Repeat the full listing below verbatim and keep the images out.

*Given data*:
+--
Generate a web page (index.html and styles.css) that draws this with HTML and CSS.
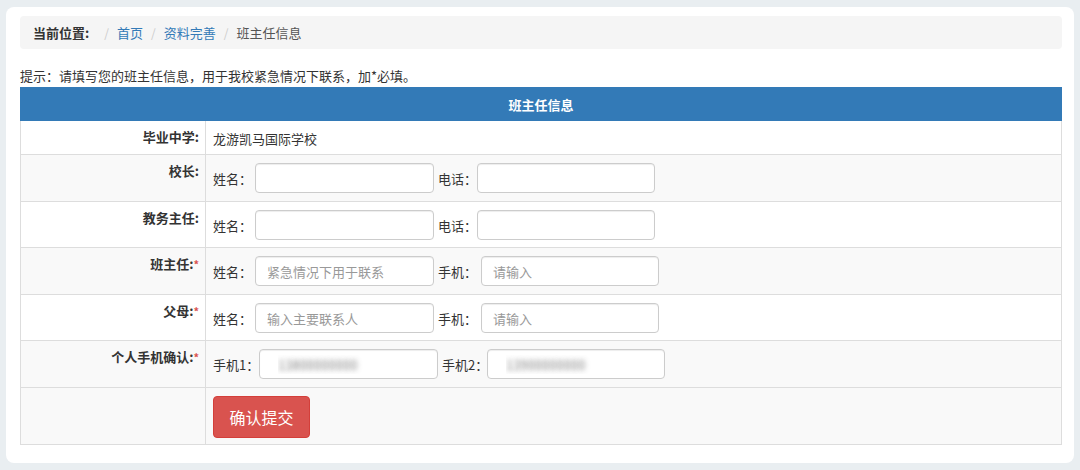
FILE: index.html
```html
<!DOCTYPE html>
<html lang="zh-CN">
<head>
<meta charset="utf-8">
<title>班主任信息</title>
<link rel="stylesheet" href="styles.css">
</head>
<body>
<div class="card">
  <div class="crumb">
    <span class="crumb-title">当前位置:</span>
    <span class="sep">/</span>
    <a class="crumb-link" href="#">首页</a>
    <span class="sep">/</span>
    <a class="crumb-link" href="#">资料完善</a>
    <span class="sep">/</span>
    <span class="crumb-cur">班主任信息</span>
  </div>
  <p class="hint">提示：请填写您的班主任信息，用于我校紧急情况下联系，加*必填。</p>
  <table class="info">
    <colgroup><col class="col-lbl"><col class="col-val"></colgroup>
    <tr class="head"><th colspan="2">班主任信息</th></tr>
    <tr class="r-school">
      <td class="lbl-cell">毕业中学:</td>
      <td class="val-cell"><span class="school">龙游凯马国际学校</span></td>
    </tr>
    <tr class="r-field grey">
      <td class="lbl-cell">校长:</td>
      <td class="val-cell">
        <div class="fields">
          <span class="flabel w42">姓名：</span><input class="inp" type="text">
          <span class="flabel w39 ml4">电话：</span><input class="inp w178" type="text">
        </div>
      </td>
    </tr>
    <tr class="r-field h46">
      <td class="lbl-cell">教务主任:</td>
      <td class="val-cell">
        <div class="fields">
          <span class="flabel w42">姓名：</span><input class="inp" type="text">
          <span class="flabel w39 ml4">电话：</span><input class="inp w178" type="text">
        </div>
      </td>
    </tr>
    <tr class="r-field grey">
      <td class="lbl-cell">班主任:<span class="req">*</span></td>
      <td class="val-cell">
        <div class="fields">
          <span class="flabel w42">姓名：</span><input class="inp" type="text" placeholder="紧急情况下用于联系">
          <span class="flabel w43 ml4">手机：</span><input class="inp w178" type="text" placeholder="请输入">
        </div>
      </td>
    </tr>
    <tr class="r-field h46">
      <td class="lbl-cell">父母:<span class="req">*</span></td>
      <td class="val-cell">
        <div class="fields">
          <span class="flabel w42">姓名：</span><input class="inp" type="text" placeholder="输入主要联系人">
          <span class="flabel w43 ml4">手机：</span><input class="inp w178" type="text" placeholder="请输入">
        </div>
      </td>
    </tr>
    <tr class="r-field grey">
      <td class="lbl-cell">个人手机确认:<span class="req">*</span></td>
      <td class="val-cell">
        <div class="fields">
          <span class="flabel w46">手机1：</span><input class="inp blur" type="text" value="13800000000">
          <span class="flabel w45 ml4">手机2：</span><input class="inp w178 blur" type="text" value="13900000000">
        </div>
      </td>
    </tr>
    <tr class="r-btn grey">
      <td class="lbl-cell"></td>
      <td class="val-cell"><button class="submit" type="button">确认提交</button></td>
    </tr>
  </table>
</div>
</body>
</html>
```

FILE: styles.css
```css
* { box-sizing: border-box; }
html, body { margin: 0; padding: 0; }
body {
  background: #e9eef1;
  font-family: "Noto Sans CJK SC", "Microsoft YaHei", "Liberation Sans", sans-serif;
  font-size: 13px;
  color: #333;
  padding: 7px 6px 0 6px;
}
.card {
  background: #fff;
  border-radius: 8px;
  padding: 9px 12px 19px 14px;
  height: 456px;
}
.crumb {
  background: #f5f5f5;
  border-radius: 4px;
  height: 33px;
  display: flex;
  align-items: center;
  padding-left: 13px;
  line-height: 18px;
}
.crumb-title { font-weight: bold; color: #333; margin-right: 7px; }
.sep { color: #ccc; padding: 0 8px; font-size: 12px; }
.crumb-link { color: #337ab7; text-decoration: none; }
.crumb-cur { color: #555; }
.hint {
  margin: 0;
  padding-top: 18px;
  height: 38px;
  line-height: 18px;
  color: #333;
}
.info {
  width: 1042px;
  border-collapse: collapse;
  table-layout: fixed;
}
.col-lbl { width: 185px; }
.info td, .info th {
  border: 1px solid #ddd;
  padding: 0;
}
.head th {
  background: #337ab7;
  border-color: #337ab7;
  color: #fff;
  font-weight: bold;
  height: 33px;
  text-align: center;
  vertical-align: middle;
}
.info tr { background: #fff; }
.info tr.grey { background: #f9f9f9; }
.lbl-cell {
  text-align: right;
  font-weight: bold;
  vertical-align: top;
  padding: 7px 6px 0 0 !important;
  line-height: 18px;
  color: #333;
}
.val-cell {
  vertical-align: top;
  padding: 8px 0 0 7px !important;
}
.r-school td { height: 34px; }
.school { line-height: 18px; color: #333; }
.r-field td { height: 47px; }
.r-field.h46 td { height: 46px; }
.r-btn td { height: 57px; }
.fields {
  display: flex;
  align-items: center;
  height: 30px;
}
.flabel { display: inline-block; color: #333; white-space: nowrap; }
.w39 { width: 39px; }
.w42 { width: 42px; }
.w43 { width: 43px; }
.w45 { width: 45px; }
.w46 { width: 46px; }
.ml4 { margin-left: 4px; }
.inp {
  width: 179px;
  height: 30px;
  border: 1px solid #ccc;
  border-radius: 4px;
  box-shadow: inset 0 1px 1px rgba(0,0,0,.075);
  padding: 0 11px;
  font-family: inherit;
  font-size: 13px;
  color: #555;
  background: #fff;
  outline: none;
}
.inp.w178 { width: 178px; }
.inp::placeholder { color: #999; }
.inp.blur {
  color: transparent;
  text-shadow: 0 0 5px rgba(80,80,80,.7);
  padding-left: 18px;
}
.req { color: #d9534f; font-size: 11px; vertical-align: top; }
.submit {
  width: 97px;
  height: 42px;
  background: #d9534f;
  border: 1px solid #d43f3a;
  border-radius: 4px;
  color: #fff;
  font-family: inherit;
  font-size: 16px;
  padding: 0;
}
```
+--
*The answer*:
Generate a web page (index.html and styles.css) that draws this with HTML and CSS.
FILE: index.html
```html
<!DOCTYPE html>
<html lang="zh-CN">
<head>
<meta charset="utf-8">
<title>班主任信息</title>
<link rel="stylesheet" href="styles.css">
</head>
<body>
<div class="card">
  <div class="crumb">
    <span class="crumb-title">当前位置:</span>
    <span class="sep">/</span>
    <a class="crumb-link" href="#">首页</a>
    <span class="sep">/</span>
    <a class="crumb-link" href="#">资料完善</a>
    <span class="sep">/</span>
    <span class="crumb-cur">班主任信息</span>
  </div>
  <p class="hint">提示：请填写您的班主任信息，用于我校紧急情况下联系，加*必填。</p>
  <table class="info">
    <colgroup><col class="col-lbl"><col class="col-val"></colgroup>
    <tr class="head"><th colspan="2">班主任信息</th></tr>
    <tr class="r-school">
      <td class="lbl-cell">毕业中学:</td>
      <td class="val-cell"><span class="school">龙游凯马国际学校</span></td>
    </tr>
    <tr class="r-field grey">
      <td class="lbl-cell">校长:</td>
      <td class="val-cell">
        <div class="fields">
          <span class="flabel w42">姓名：</span><input class="inp" type="text">
          <span class="flabel w39 ml4">电话：</span><input class="inp w178" type="text">
        </div>
      </td>
    </tr>
    <tr class="r-field h46">
      <td class="lbl-cell">教务主任:</td>
      <td class="val-cell">
        <div class="fields">
          <span class="flabel w42">姓名：</span><input class="inp" type="text">
          <span class="flabel w39 ml4">电话：</span><input class="inp w178" type="text">
        </div>
      </td>
    </tr>
    <tr class="r-field grey">
      <td class="lbl-cell">班主任:<span class="req">*</span></td>
      <td class="val-cell">
        <div class="fields">
          <span class="flabel w42">姓名：</span><input class="inp" type="text" placeholder="紧急情况下用于联系">
          <span class="flabel w43 ml4">手机：</span><input class="inp w178" type="text" placeholder="请输入">
        </div>
      </td>
    </tr>
    <tr class="r-field h46">
      <td class="lbl-cell">父母:<span class="req">*</span></td>
      <td class="val-cell">
        <div class="fields">
          <span class="flabel w42">姓名：</span><input class="inp" type="text" placeholder="输入主要联系人">
          <span class="flabel w43 ml4">手机：</span><input class="inp w178" type="text" placeholder="请输入">
        </div>
      </td>
    </tr>
    <tr class="r-field grey">
      <td class="lbl-cell">个人手机确认:<span class="req">*</span></td>
      <td class="val-cell">
        <div class="fields">
          <span class="flabel w46">手机1：</span><input class="inp blur" type="text" value="13800000000">
          <span class="flabel w45 ml4">手机2：</span><input class="inp w178 blur" type="text" value="13900000000">
        </div>
      </td>
    </tr>
    <tr class="r-btn grey">
      <td class="lbl-cell"></td>
      <td class="val-cell"><button class="submit" type="button">确认提交</button></td>
    </tr>
  </table>
</div>
</body>
</html>
```

FILE: styles.css
```css
* { box-sizing: border-box; }
html, body { margin: 0; padding: 0; }
body {
  background: #e9eef1;
  font-family: "Noto Sans CJK SC", "Microsoft YaHei", "Liberation Sans", sans-serif;
  font-size: 13px;
  color: #333;
  padding: 7px 6px 0 6px;
}
.card {
  background: #fff;
  border-radius: 8px;
  padding: 9px 12px 19px 14px;
  height: 456px;
}
.crumb {
  background: #f5f5f5;
  border-radius: 4px;
  height: 33px;
  display: flex;
  align-items: center;
  padding-left: 13px;
  line-height: 18px;
}
.crumb-title { font-weight: bold; color: #333; margin-right: 7px; }
.sep { color: #ccc; padding: 0 8px; font-size: 12px; }
.crumb-link { color: #337ab7; text-decoration: none; }
.crumb-cur { color: #555; }
.hint {
  margin: 0;
  padding-top: 18px;
  height: 38px;
  line-height: 18px;
  color: #333;
}
.info {
  width: 1042px;
  border-collapse: collapse;
  table-layout: fixed;
}
.col-lbl { width: 185px; }
.info td, .info th {
  border: 1px solid #ddd;
  padding: 0;
}
.head th {
  background: #337ab7;
  border-color: #337ab7;
  color: #fff;
  font-weight: bold;
  height: 33px;
  text-align: center;
  vertical-align: middle;
}
.info tr { background: #fff; }
.info tr.grey { background: #f9f9f9; }
.lbl-cell {
  text-align: right;
  font-weight: bold;
  vertical-align: top;
  padding: 7px 6px 0 0 !important;
  line-height: 18px;
  color: #333;
}
.val-cell {
  vertical-align: top;
  padding: 8px 0 0 7px !important;
}
.r-school td { height: 34px; }
.school { line-height: 18px; color: #333; }
.r-field td { height: 47px; }
.r-field.h46 td { height: 46px; }
.r-btn td { height: 57px; }
.fields {
  display: flex;
  align-items: center;
  height: 30px;
}
.flabel { display: inline-block; color: #333; white-space: nowrap; }
.w39 { width: 39px; }
.w42 { width: 42px; }
.w43 { width: 43px; }
.w45 { width: 45px; }
.w46 { width: 46px; }
.ml4 { margin-left: 4px; }
.inp {
  width: 179px;
  height: 30px;
  border: 1px solid #ccc;
  border-radius: 4px;
  box-shadow: inset 0 1px 1px rgba(0,0,0,.075);
  padding: 0 11px;
  font-family: inherit;
  font-size: 13px;
  color: #555;
  background: #fff;
  outline: none;
}
.inp.w178 { width: 178px; }
.inp::placeholder { color: #999; }
.inp.blur {
  color: transparent;
  text-shadow: 0 0 5px rgba(80,80,80,.7);
  padding-left: 18px;
}
.req { color: #d9534f; font-size: 11px; vertical-align: top; }
.submit {
  width: 97px;
  height: 42px;
  background: #d9534f;
  border: 1px solid #d43f3a;
  border-radius: 4px;
  color: #fff;
  font-family: inherit;
  font-size: 16px;
  padding: 0;
}
```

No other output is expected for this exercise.